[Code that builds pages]
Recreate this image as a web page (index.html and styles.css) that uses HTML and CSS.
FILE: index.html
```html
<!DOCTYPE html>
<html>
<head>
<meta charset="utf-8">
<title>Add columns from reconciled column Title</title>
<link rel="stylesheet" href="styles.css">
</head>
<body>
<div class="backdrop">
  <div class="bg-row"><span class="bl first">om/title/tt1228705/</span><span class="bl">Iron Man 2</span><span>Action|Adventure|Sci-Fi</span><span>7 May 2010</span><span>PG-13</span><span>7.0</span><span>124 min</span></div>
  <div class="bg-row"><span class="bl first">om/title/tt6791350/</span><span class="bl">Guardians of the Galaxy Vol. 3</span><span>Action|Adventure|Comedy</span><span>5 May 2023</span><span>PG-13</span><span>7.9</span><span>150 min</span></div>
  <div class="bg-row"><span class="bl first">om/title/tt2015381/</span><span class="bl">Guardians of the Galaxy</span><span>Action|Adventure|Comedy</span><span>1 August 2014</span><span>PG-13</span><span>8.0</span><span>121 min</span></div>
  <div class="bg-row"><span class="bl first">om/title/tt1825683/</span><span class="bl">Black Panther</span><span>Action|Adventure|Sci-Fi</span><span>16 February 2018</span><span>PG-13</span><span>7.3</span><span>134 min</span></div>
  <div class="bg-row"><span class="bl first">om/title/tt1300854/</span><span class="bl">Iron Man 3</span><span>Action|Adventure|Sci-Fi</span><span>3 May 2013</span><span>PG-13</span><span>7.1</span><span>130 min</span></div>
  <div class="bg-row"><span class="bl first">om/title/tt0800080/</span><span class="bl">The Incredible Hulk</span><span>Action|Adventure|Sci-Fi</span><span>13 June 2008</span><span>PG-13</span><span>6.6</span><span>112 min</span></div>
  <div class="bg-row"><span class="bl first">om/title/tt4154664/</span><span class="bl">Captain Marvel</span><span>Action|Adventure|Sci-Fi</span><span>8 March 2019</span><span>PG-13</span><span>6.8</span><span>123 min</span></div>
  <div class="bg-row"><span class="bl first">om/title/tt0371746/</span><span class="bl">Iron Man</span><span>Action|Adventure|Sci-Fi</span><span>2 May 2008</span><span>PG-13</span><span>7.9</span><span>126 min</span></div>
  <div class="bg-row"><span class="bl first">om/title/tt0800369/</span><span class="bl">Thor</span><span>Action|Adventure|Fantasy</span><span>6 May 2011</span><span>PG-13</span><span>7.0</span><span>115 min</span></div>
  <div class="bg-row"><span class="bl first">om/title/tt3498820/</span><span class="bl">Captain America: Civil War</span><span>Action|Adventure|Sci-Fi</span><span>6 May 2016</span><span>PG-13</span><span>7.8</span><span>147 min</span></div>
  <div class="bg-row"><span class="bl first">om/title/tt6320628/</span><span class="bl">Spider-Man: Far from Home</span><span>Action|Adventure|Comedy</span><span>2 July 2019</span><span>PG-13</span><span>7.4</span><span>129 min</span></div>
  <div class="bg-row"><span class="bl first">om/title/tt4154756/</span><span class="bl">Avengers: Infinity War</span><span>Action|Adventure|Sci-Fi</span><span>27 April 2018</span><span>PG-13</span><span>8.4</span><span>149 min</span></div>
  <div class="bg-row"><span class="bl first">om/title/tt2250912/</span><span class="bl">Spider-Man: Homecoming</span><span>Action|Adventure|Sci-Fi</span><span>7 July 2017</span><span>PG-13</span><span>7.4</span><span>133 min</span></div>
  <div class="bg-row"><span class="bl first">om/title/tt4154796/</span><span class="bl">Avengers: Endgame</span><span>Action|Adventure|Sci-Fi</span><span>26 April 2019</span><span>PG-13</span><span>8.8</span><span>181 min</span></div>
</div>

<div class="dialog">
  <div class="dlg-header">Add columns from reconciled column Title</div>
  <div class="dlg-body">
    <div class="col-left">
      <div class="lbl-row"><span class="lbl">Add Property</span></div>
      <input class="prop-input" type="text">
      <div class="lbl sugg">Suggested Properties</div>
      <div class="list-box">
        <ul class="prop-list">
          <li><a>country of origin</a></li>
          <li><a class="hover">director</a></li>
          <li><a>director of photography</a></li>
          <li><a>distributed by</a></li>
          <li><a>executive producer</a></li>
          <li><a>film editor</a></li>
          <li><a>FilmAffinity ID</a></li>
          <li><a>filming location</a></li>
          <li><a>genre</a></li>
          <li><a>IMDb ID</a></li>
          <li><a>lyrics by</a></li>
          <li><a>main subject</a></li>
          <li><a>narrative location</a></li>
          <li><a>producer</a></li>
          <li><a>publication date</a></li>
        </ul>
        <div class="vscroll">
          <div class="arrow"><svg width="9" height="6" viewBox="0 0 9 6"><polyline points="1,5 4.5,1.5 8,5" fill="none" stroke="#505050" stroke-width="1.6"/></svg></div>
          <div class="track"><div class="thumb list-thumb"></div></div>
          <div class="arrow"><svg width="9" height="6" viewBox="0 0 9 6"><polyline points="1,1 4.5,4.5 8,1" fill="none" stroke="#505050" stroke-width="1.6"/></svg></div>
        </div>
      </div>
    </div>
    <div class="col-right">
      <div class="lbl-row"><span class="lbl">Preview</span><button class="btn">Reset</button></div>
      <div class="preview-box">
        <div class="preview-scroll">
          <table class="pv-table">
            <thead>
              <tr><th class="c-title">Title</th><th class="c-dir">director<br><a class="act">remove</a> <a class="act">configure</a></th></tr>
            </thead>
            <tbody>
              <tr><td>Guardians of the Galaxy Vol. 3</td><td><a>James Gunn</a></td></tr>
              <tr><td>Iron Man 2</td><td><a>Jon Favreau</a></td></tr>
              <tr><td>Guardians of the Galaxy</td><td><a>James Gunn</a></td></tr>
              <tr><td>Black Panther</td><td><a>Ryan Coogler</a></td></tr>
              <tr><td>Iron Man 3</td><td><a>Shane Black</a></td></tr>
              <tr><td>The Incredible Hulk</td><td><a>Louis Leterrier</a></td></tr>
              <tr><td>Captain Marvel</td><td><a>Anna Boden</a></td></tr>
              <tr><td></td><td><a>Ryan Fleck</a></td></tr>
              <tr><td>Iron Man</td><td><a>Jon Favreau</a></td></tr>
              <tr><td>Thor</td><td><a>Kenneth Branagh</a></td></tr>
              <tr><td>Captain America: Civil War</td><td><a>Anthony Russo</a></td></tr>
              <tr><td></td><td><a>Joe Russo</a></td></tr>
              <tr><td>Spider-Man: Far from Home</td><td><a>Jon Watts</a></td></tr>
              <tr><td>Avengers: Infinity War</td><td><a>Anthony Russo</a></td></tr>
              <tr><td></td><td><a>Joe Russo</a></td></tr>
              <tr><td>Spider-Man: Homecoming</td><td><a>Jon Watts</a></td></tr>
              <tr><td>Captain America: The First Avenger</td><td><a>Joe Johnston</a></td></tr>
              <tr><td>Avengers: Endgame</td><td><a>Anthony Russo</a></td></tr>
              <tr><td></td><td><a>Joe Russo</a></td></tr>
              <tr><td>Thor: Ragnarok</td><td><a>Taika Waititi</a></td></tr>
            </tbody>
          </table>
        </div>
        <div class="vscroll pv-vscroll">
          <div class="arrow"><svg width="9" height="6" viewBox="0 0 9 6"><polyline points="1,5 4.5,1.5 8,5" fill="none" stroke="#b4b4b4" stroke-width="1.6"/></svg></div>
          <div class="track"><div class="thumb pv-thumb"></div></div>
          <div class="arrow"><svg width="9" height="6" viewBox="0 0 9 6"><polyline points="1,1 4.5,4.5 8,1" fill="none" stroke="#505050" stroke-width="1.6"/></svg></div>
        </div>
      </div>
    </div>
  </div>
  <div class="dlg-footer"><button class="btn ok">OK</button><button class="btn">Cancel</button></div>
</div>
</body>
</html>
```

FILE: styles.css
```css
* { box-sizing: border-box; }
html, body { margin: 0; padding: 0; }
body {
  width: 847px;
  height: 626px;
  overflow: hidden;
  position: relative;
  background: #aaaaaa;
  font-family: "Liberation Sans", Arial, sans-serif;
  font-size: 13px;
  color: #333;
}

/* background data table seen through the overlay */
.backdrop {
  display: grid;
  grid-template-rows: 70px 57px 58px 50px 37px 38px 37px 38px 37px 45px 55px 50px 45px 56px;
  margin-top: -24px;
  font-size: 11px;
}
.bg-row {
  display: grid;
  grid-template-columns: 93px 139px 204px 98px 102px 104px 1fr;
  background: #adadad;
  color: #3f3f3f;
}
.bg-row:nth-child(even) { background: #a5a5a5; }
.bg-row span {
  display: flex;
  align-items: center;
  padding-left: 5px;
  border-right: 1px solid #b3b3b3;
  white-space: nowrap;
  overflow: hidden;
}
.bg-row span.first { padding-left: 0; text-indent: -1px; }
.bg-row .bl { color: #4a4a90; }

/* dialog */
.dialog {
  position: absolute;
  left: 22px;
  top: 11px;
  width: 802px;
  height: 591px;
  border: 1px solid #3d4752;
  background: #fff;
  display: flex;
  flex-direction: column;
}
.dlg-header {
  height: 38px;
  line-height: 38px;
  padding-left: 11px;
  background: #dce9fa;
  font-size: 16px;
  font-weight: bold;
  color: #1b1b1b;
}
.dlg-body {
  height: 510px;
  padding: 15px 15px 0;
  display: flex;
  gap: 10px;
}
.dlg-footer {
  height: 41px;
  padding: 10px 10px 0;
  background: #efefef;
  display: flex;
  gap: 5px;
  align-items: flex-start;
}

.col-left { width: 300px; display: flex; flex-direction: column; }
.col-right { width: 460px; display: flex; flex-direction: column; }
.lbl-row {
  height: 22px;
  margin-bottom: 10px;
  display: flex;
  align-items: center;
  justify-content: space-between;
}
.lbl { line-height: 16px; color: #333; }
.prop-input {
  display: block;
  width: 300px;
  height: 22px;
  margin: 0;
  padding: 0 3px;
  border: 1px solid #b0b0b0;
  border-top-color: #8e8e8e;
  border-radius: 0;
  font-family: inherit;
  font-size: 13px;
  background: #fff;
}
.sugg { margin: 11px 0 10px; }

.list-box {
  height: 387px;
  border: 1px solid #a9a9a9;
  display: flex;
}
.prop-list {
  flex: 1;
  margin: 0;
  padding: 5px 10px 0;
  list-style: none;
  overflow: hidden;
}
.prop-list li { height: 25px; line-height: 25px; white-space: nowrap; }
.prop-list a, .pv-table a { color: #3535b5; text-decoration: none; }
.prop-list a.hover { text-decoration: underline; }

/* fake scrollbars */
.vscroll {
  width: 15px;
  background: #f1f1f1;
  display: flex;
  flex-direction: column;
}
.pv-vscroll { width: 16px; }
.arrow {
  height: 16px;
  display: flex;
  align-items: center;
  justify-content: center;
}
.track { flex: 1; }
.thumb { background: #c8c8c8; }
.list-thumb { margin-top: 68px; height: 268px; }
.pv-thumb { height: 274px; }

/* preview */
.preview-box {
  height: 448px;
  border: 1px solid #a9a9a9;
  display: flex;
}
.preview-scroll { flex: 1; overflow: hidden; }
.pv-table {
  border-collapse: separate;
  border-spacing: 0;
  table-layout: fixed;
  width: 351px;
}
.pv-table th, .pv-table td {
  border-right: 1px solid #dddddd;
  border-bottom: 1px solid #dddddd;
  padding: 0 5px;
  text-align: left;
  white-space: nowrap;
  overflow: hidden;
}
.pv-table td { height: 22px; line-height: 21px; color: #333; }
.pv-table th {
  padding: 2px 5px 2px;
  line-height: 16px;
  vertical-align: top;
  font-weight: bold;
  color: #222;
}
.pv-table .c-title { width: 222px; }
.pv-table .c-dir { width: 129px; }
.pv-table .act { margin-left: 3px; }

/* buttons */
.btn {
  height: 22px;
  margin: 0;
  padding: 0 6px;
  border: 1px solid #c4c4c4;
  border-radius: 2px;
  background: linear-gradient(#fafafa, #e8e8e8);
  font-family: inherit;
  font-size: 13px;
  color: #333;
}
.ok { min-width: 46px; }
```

* * *

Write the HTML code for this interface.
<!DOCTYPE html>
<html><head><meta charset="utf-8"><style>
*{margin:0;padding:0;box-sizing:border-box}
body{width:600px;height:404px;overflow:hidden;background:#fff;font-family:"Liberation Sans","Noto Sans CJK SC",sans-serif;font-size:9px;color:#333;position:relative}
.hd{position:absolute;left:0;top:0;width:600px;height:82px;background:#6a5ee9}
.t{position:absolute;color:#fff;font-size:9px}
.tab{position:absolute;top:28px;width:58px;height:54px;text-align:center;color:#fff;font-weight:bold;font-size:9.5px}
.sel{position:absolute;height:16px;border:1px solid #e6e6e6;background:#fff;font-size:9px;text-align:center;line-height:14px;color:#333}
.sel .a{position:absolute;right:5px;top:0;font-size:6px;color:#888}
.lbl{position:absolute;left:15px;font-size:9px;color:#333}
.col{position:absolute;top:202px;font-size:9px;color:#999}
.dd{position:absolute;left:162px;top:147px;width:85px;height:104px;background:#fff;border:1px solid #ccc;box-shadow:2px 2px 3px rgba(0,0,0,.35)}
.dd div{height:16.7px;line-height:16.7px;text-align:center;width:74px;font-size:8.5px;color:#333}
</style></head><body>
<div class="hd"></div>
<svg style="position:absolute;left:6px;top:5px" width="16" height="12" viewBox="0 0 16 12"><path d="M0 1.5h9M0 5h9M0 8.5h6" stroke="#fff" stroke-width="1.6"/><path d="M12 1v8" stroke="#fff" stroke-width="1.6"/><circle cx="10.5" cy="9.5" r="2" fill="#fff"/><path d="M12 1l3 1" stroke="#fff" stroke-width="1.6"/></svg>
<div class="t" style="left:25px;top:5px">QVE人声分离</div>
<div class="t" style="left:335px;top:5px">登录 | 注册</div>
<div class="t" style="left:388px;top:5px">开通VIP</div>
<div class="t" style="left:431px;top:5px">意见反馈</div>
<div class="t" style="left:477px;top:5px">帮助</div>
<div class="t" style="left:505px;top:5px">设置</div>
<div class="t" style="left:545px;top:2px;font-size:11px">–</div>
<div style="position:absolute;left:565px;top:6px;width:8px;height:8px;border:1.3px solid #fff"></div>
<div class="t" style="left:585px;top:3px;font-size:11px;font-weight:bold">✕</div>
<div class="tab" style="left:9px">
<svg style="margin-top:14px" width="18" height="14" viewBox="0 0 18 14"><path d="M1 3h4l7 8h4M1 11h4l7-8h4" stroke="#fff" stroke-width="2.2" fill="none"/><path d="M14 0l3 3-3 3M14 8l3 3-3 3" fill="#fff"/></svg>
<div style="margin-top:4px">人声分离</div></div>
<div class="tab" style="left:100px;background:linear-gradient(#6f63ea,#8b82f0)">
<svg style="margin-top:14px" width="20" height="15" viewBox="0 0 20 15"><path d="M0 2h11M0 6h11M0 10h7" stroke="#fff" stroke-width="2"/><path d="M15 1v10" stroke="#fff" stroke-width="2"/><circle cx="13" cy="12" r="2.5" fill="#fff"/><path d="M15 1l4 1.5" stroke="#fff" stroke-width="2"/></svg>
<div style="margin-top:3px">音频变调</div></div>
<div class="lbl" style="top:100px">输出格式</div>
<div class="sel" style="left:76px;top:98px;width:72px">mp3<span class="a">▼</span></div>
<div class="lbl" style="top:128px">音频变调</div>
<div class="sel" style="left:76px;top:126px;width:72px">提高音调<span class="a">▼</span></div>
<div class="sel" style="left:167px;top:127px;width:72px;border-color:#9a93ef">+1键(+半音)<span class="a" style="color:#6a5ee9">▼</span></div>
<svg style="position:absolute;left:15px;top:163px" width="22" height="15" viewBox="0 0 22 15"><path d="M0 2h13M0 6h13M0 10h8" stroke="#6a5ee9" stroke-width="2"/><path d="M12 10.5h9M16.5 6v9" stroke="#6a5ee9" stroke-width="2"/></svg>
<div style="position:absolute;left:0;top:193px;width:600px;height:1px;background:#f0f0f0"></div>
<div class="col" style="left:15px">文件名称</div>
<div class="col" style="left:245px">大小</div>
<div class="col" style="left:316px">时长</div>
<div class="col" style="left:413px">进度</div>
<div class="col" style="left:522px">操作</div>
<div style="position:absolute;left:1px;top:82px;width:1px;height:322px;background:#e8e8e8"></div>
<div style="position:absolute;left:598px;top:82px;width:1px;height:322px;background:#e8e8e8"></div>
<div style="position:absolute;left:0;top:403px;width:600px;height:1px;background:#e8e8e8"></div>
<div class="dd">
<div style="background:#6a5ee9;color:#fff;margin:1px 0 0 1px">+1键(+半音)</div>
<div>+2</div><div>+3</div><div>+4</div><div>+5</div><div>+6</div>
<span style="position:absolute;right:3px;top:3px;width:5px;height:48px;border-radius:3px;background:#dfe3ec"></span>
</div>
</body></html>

...

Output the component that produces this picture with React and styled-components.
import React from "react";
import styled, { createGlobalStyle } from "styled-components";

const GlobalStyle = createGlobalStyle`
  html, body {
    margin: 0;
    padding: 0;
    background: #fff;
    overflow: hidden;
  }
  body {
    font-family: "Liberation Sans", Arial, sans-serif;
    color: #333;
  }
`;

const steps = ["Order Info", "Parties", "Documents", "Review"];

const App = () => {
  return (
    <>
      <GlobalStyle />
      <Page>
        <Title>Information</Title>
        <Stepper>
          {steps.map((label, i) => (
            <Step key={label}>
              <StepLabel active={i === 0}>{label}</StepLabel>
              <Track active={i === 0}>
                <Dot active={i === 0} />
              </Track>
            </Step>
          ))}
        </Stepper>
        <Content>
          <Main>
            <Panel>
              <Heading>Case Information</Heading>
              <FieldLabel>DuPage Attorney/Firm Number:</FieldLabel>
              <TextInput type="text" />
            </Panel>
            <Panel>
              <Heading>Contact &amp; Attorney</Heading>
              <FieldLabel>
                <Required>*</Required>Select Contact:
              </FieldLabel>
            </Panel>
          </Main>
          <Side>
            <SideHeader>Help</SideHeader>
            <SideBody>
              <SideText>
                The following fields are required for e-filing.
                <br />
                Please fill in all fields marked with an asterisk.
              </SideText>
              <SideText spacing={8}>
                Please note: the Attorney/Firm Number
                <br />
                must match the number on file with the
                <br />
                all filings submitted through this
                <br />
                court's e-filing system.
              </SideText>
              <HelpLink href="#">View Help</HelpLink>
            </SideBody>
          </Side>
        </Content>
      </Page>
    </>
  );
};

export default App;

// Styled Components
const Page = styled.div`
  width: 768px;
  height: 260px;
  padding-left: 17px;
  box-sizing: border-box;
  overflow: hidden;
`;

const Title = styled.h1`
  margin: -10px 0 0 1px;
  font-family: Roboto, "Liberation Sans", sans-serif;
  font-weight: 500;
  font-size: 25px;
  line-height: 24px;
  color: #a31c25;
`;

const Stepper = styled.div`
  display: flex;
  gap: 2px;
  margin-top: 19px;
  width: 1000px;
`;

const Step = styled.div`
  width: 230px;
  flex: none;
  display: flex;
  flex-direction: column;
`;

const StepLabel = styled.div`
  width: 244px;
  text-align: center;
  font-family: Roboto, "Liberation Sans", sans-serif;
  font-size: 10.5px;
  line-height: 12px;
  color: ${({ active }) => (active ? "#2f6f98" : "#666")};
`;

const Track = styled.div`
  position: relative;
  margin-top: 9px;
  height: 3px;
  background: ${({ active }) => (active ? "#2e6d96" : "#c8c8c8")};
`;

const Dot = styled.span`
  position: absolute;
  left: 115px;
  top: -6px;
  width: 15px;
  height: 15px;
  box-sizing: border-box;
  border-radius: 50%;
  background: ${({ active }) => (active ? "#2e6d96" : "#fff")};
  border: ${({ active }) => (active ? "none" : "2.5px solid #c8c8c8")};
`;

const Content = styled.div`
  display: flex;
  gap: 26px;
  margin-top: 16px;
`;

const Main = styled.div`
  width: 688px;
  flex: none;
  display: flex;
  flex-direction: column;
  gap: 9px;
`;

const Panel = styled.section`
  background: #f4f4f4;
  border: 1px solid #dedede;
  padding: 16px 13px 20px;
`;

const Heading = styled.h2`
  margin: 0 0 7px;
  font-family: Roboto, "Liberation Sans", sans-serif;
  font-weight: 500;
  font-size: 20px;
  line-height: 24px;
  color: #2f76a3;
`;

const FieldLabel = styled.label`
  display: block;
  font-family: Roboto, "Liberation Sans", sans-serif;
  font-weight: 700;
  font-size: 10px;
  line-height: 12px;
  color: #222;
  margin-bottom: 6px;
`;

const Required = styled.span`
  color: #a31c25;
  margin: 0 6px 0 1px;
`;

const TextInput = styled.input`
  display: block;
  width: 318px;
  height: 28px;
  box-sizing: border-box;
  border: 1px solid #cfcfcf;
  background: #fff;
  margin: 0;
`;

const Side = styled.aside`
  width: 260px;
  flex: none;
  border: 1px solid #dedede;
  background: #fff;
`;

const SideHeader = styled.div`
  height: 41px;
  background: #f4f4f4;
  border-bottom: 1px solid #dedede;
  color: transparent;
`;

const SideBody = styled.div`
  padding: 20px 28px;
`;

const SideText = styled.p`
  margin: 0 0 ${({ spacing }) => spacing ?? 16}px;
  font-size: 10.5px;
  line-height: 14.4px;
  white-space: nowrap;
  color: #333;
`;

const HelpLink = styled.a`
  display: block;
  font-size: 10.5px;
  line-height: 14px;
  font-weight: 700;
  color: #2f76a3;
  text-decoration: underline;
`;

[Exercise directions]
Find each line with the string "React" and copy it out.

[Written solution]
Output the component that produces this picture with React and styled-components.
import React from "react";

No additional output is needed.